To test this hypothesis, we will use both the t.test command and the infer package to simulate from a null distribution, where you assume zero difference between the two.

# Now, we want to select the date that we will use which is the rating and the directors
IMBD <- movies %>% 
  select(rating, director) %>% 
  
  # We also filtered by the two directors in question
  filter(director %in% c("Tim Burton", "Steven Spielberg")) %>% 

  # In order to compare both directors, we group by this variable
  group_by(director) %>% 
  
  # To calculate the necessary information to run a hypothesis test we use summarise
  summarise (
         
          # General Statistics
          mean_rating = 
            mean(rating, na.rm = TRUE),
          sd_rating = 
            sd(rating, na.rm=TRUE),
          count = n(),
         
          # CI Statistics
           se_rating = 
            sd_rating/sqrt(count),
          t_critical = 
            qt(0.975, count-1), 
          margin_of_error = 
            t_critical * se_rating,
          lower = 
            mean_rating - t_critical * se_rating,
          upper = 
            mean_rating + t_critical * se_rating
            )


# This line exhibits our calculations
IMBD %>% tbl_df %>% rmarkdown::paged_table()
# Now we are going to replicate the graph

graph_directors <- 
  
  ggplot(IMBD, 
  aes(
    x= mean_rating,
    y = reorder(director,mean_rating)))+
  geom_point()+
  theme_bw() +
  theme(legend.position = "none")+
  
  # The next tree lines include the mean ratings and the upper and lower boundaries of the CI
  geom_text(aes(label = round(mean_rating, 2)), size = 6, hjust = 0.5,vjust = -1)+
  
  geom_text(aes(label = round(lower, 2)), hjust = 6, vjust = -2) +
  geom_text(aes(label = round(upper, 2)), hjust = -5.5, vjust = -2) +
  
  # This line includes the error bar 
  geom_errorbar(aes(xmin = lower, 
                    xmax = upper, 
                    colour = director, 
                    fill = director), 
                width = 0.1, 
                size = 2) +
  
  # This line includes the shade to the graph in the overlap of the confidence intervals
  geom_rect(xmin = 7.27, xmax = 7.33, ymin = 0, ymax = 10, fill = "grey", aes(alpha = 0.1))+

  labs(
    title = "Do Spielberg and Burton have the same IMDB ratings?",
    subtitle = "95% confidence intervals overlap", 
    x = "Mean IMDB ratings", 
    y = "") +
  theme(plot.title = element_text(face = "bold"))
  
# Saving our graph
ggsave("graph_directors.jpg",
       plot=graph_directors,
       width = 10,height = 6)

# Displaying the graph
knitr::include_graphics("graph_directors.jpg")

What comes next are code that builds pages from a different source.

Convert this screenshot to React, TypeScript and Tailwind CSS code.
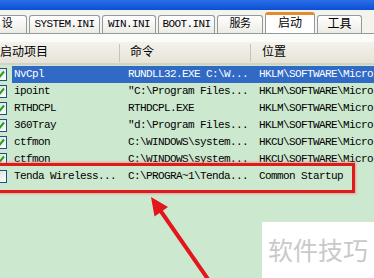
type Row = {
  name: string
  cmd: string
  loc: string
  checked: boolean
  selected?: boolean
}

const rows: Row[] = [
  { name: 'NvCpl', cmd: 'RUNDLL32.EXE C:\\W...', loc: 'HKLM\\SOFTWARE\\Micro', checked: true, selected: true },
  { name: 'ipoint', cmd: '"C:\\Program Files...', loc: 'HKLM\\SOFTWARE\\Micro', checked: true },
  { name: 'RTHDCPL', cmd: 'RTHDCPL.EXE', loc: 'HKLM\\SOFTWARE\\Micro', checked: true },
  { name: '360Tray', cmd: '"d:\\Program Files...', loc: 'HKLM\\SOFTWARE\\Micro', checked: true },
  { name: 'ctfmon', cmd: 'C:\\WINDOWS\\system...', loc: 'HKCU\\SOFTWARE\\Micro', checked: true },
  { name: 'ctfmon', cmd: 'C:\\WINDOWS\\system...', loc: 'HKCU\\SOFTWARE\\Micro', checked: true },
  { name: 'Tenda Wireless...', cmd: 'C:\\PROGRA~1\\Tenda...', loc: 'Common Startup', checked: false },
]

const tabs = [
  { label: '设', width: 'w-[40px] -ml-[17px]' },
  { label: 'SYSTEM.INI', width: 'w-[71px]' },
  { label: 'WIN.INI', width: 'w-[54px]' },
  { label: 'BOOT.INI', width: 'w-[57px]' },
  { label: '服务', width: 'w-[46px]' },
]

const mono = "font-['Liberation_Mono','Noto_Sans_CJK_SC',monospace]"

function CheckBox({ checked }: { checked: boolean }) {
  return (
    <span className="flex h-[13px] w-[13px] shrink-0 items-center justify-center border border-[#1c5180] bg-gradient-to-br from-[#dcdcd7] to-white">
      {checked && (
        <svg width="9" height="9" viewBox="0 0 9 9">
          <path d="M1 4.5 L3.5 7 L8 1.5" fill="none" stroke="#21a121" strokeWidth="2" />
        </svg>
      )}
    </span>
  )
}

export default function App() {
  return (
    <div className={`relative h-[278px] w-[374px] overflow-hidden bg-[#cce8cf] text-black ${mono}`}>
      <div className="h-[10px] bg-gradient-to-b from-[#2a6ee6] to-[#0a50d6]" />

      <div className="flex h-[23px] items-end gap-[2px] bg-[#f4f3ee] pl-[4px]">
        {tabs.map((tab) => (
          <div
            key={tab.label}
            className={`${tab.width} flex h-[18px] shrink-0 items-center justify-center rounded-t-[3px] border border-b-0 border-[#919b9c] bg-gradient-to-b from-white to-[#ecebe6] text-[11px] tracking-[-0.6px]`}
          >
            {tab.label}
          </div>
        ))}
        <div className="flex h-[21px] w-[50px] shrink-0 items-center justify-center rounded-t-[3px] border-x border-t-[3px] border-x-[#919b9c] border-t-[#e68b2c] bg-white pb-[1px] text-[12px]">
          启动
        </div>
        <div className="flex h-[18px] w-[45px] shrink-0 items-center justify-center rounded-t-[3px] border border-b-0 border-[#919b9c] bg-gradient-to-b from-white to-[#ecebe6] text-[12px]">
          工具
        </div>
      </div>

      <div className="h-[9px] border-t border-[#919b9c] bg-[#fbfbf9]" />

      <div className="flex h-[23px] items-center border-b-[2px] border-[#d6d2c2] bg-gradient-to-b from-[#f3f2ec] to-[#e6e4d8] text-[12px]">
        <div className="w-[120px] shrink-0 border-r border-[#c7c5b2]">启动项目</div>
        <div className="w-[131px] shrink-0 border-r border-[#c7c5b2] pl-[10px]">命令</div>
        <div className="pl-[11px]">位置</div>
      </div>

      <div className="pt-[1px]">
        {rows.map((row, i) => (
          <div key={i} className="flex h-[17px] items-center text-[11px] tracking-[-0.6px]">
            <div className="-ml-[6px] mr-[5px]">
              <CheckBox checked={row.checked} />
            </div>
            <div
              className={`flex h-full flex-1 items-center overflow-hidden whitespace-nowrap ${row.selected ? 'bg-[#316ac5] text-white' : ''}`}
            >
              <span className="w-[108px] shrink-0 pl-[2px]">{row.name}</span>
              <span className="w-[131px] shrink-0 pl-[8px]">{row.cmd}</span>
              <span className="pl-[8px]">{row.loc}</span>
            </div>
          </div>
        ))}
      </div>

      <div className="pointer-events-none absolute left-[-10px] top-[163px] h-[30px] w-[365px] border-[3px] border-[#dd1b1b] shadow-[0_0_2px_1px_rgba(240,120,120,0.6)]" />

      <svg className="pointer-events-none absolute left-0 top-0" width="374" height="278" viewBox="0 0 374 278">
        <line x1="210" y1="282" x2="160" y2="210" stroke="#e2161b" strokeWidth="4" />
        <polygon points="151,197 168,207 154.5,216.5" fill="#e2161b" />
      </svg>

      <div className="absolute left-[262px] top-[222px] flex h-[56px] w-[112px] items-center justify-center bg-white font-['Noto_Sans_CJK_SC',sans-serif] text-[25px] text-[#c9c9c9]">
        软件技巧
      </div>
    </div>
  )
}
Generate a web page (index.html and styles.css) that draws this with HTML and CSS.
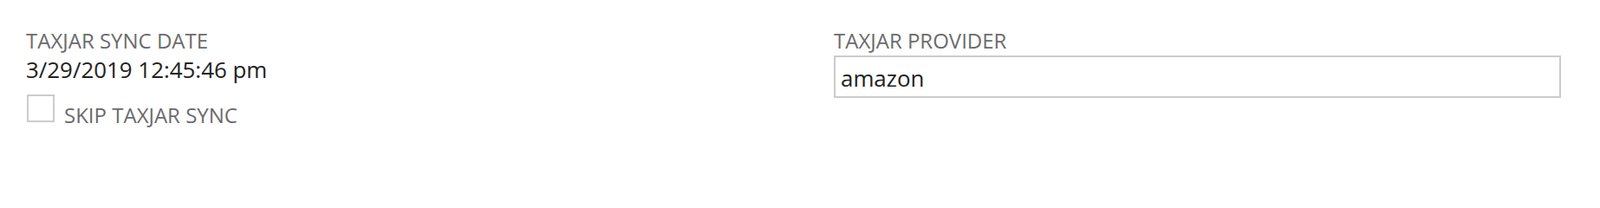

#Now, we want to select the date that we will use which is the rating and the directors
steve_tim <- movies %>% 
  select(rating, director) %>% 
  filter(director %in% c("Tim Burton", "Steven Spielberg")) 

# In this line we do the ttest with the previously selected data
t.test(rating ~ director, data = steve_tim)
## 
##  Welch Two Sample t-test
## 
## data:  rating by director
## t = 3, df = 31, p-value = 0.01
## alternative hypothesis: true difference in means is not equal to 0
## 95 percent confidence interval:
##  0.16 1.13
## sample estimates:
## mean in group Steven Spielberg       mean in group Tim Burton 
##                           7.57                           6.93
# In order to compare the two methods, we will run the test again using the "infer" package
obs_diff_IMBD <- steve_tim %>%
  specify(rating ~ director) %>%
  calculate(
    stat = "diff in means", 
    order = c("Tim Burton", "Steven Spielberg"))


null_dist_IMBD <- steve_tim %>%
  specify(rating ~ director) %>%
  hypothesize(null = "independence") %>%
  generate(reps = 1000, type = "permute") %>%
  calculate(
    stat = "diff in means", 
    order = c("Tim Burton", "Steven Spielberg"))


ggplot(data = null_dist_IMBD, 
       aes(
         x = stat)) +
  geom_histogram()

null_dist_IMBD %>% visualize() +
  shade_p_value(obs_stat = obs_diff_IMBD, direction = "two-sided")

null_dist_IMBD %>%
  get_p_value(obs_stat = obs_diff_IMBD, direction = "two_sided")
## # A tibble: 1 x 1
##   p_value
##     <dbl>
## 1   0.012

Conclusion Following our tests, we reject the null hypothesis as the p-value is under our treshold at 95% confidence interval. We can therefore conclude that there is a clear difference between the average rating between Steven Spielberg and Tim Burton. So clearly, Steven Spielberg’ movies have a higher rating than Tim Burton’s ones.